→ Brief: Filter the entries below, keeping every line that has the word "Generate".
--- Dataset records ---
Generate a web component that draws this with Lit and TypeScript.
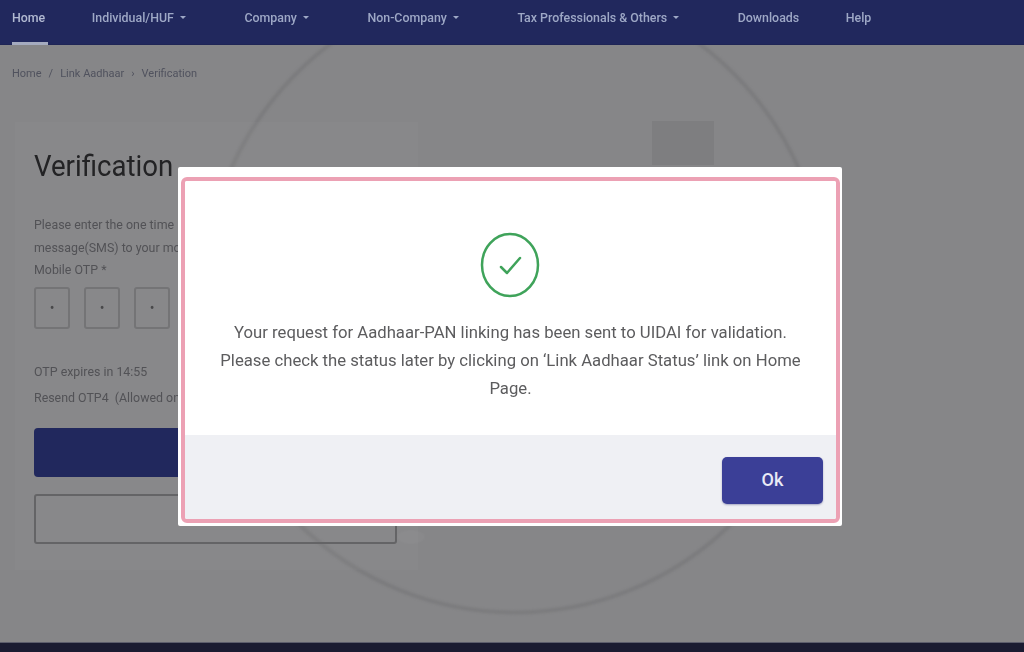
---
--- Dataset records ---
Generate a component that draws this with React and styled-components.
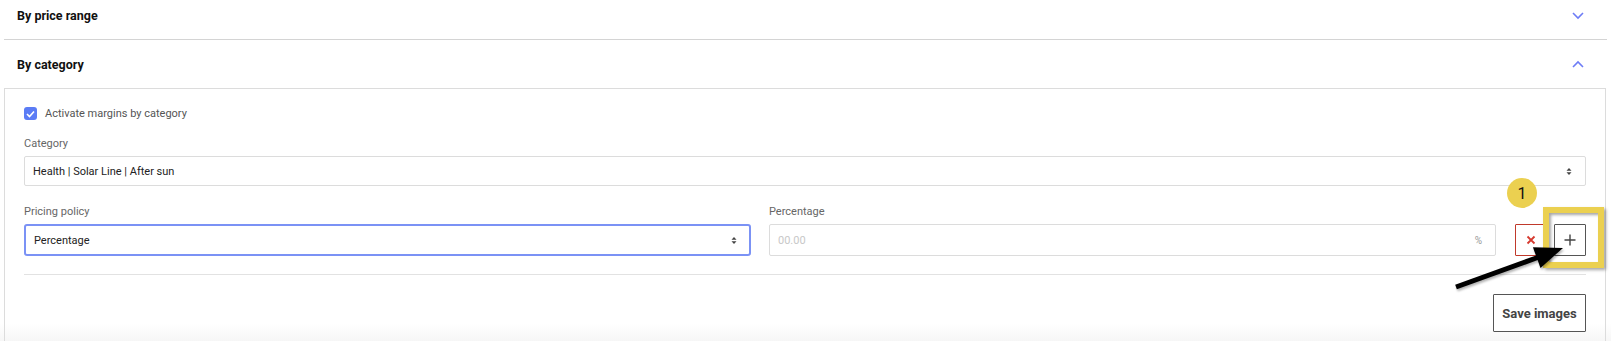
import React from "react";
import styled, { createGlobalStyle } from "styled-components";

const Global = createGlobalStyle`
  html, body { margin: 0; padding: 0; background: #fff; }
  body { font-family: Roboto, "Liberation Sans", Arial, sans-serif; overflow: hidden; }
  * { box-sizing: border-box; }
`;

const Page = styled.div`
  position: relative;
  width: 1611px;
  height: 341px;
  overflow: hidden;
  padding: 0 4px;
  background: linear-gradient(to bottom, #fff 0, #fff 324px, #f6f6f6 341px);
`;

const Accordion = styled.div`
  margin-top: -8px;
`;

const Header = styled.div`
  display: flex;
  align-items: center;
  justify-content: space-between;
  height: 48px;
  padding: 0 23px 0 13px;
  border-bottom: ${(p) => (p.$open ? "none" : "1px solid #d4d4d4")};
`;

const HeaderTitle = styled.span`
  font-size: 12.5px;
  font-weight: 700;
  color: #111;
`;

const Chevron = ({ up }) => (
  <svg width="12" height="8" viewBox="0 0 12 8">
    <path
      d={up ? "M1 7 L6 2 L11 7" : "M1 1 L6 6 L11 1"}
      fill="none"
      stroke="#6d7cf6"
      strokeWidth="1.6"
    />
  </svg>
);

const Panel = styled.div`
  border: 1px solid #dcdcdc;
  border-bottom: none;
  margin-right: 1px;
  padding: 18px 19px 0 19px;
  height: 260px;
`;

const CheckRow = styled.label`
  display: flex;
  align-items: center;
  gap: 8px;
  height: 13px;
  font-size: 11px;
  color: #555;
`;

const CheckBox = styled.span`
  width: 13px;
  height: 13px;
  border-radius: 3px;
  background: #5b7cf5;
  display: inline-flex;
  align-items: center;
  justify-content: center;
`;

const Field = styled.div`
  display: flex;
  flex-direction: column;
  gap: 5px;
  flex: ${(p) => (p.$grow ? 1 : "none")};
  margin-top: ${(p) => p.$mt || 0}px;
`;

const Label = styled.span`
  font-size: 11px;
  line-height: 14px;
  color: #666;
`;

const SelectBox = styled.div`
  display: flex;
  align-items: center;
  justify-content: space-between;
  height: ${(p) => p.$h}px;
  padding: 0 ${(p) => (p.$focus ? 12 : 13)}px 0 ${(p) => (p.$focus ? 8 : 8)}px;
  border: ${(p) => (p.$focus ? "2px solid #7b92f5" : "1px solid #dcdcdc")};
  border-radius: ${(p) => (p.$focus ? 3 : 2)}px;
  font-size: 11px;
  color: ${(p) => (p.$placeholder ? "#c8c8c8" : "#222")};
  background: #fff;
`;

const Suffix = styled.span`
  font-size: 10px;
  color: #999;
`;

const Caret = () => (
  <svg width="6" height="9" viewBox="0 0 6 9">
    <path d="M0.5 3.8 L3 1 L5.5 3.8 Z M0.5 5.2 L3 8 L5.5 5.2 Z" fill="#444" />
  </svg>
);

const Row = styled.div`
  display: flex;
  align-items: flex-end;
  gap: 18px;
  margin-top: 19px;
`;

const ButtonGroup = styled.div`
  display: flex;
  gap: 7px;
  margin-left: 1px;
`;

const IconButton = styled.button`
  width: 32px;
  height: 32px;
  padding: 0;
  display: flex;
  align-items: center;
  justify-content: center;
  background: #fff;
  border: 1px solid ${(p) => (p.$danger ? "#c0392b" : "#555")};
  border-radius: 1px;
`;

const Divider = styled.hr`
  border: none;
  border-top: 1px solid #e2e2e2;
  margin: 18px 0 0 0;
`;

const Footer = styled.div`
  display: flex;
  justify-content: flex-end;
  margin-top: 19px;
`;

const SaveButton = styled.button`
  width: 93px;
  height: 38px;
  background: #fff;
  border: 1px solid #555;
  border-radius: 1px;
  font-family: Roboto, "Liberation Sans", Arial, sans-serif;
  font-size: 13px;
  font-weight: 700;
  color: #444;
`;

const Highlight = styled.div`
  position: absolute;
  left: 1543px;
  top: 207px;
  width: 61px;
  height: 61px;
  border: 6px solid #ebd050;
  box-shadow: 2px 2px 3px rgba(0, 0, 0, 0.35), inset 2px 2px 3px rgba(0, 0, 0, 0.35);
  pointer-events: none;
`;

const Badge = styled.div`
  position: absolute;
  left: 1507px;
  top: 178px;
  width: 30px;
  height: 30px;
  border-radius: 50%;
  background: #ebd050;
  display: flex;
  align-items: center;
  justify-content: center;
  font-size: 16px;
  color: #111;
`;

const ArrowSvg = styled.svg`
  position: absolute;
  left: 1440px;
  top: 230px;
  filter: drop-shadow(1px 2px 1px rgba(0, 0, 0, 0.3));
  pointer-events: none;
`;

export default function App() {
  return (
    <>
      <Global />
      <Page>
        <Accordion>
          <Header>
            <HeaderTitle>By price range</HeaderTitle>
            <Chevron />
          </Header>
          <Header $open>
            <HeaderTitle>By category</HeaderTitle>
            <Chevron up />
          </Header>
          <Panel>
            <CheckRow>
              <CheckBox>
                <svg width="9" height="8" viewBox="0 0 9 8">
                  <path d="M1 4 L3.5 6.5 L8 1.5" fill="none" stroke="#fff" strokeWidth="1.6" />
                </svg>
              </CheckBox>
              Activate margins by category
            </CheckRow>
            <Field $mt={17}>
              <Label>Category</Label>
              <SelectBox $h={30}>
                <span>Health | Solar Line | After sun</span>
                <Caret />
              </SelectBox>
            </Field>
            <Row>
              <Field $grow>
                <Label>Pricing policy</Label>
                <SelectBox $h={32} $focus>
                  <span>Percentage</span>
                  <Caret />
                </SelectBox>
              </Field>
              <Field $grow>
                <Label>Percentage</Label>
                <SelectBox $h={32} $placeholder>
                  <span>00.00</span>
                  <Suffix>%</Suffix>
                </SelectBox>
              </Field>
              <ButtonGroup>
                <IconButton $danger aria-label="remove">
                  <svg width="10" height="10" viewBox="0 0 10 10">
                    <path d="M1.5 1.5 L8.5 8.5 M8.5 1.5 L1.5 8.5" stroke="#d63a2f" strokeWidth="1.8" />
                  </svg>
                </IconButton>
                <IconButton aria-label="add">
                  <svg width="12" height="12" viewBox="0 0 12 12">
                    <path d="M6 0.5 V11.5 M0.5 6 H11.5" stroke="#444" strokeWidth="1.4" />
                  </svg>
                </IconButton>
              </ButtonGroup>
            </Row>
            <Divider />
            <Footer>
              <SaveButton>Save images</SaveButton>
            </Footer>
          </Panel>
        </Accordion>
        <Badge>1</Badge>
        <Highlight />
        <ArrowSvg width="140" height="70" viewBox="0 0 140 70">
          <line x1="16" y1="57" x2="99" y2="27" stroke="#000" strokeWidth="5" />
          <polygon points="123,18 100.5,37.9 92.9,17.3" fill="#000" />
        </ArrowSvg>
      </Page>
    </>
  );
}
---
--- Dataset records ---
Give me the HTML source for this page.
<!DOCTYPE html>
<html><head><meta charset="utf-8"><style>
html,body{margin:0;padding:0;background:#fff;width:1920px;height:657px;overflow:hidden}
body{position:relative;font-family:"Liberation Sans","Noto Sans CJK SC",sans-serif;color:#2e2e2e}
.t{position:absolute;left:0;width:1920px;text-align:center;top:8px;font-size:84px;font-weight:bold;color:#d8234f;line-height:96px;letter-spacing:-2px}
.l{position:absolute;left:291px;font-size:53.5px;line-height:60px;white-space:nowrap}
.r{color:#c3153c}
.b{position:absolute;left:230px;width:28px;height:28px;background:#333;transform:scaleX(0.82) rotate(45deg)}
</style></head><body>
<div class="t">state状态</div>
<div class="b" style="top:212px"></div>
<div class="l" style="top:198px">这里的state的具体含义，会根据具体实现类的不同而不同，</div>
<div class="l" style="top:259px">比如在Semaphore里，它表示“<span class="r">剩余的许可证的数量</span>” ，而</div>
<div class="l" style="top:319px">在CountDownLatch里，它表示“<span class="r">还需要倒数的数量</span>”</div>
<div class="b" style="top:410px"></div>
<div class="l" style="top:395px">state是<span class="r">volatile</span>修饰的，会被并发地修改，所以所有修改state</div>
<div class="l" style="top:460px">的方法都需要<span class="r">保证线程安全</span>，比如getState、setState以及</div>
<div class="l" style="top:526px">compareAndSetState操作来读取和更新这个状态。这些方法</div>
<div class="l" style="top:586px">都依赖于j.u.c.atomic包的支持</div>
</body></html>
---
→ Finished exercise:
Generate a web component that draws this with Lit and TypeScript.
Generate a component that draws this with React and styled-components.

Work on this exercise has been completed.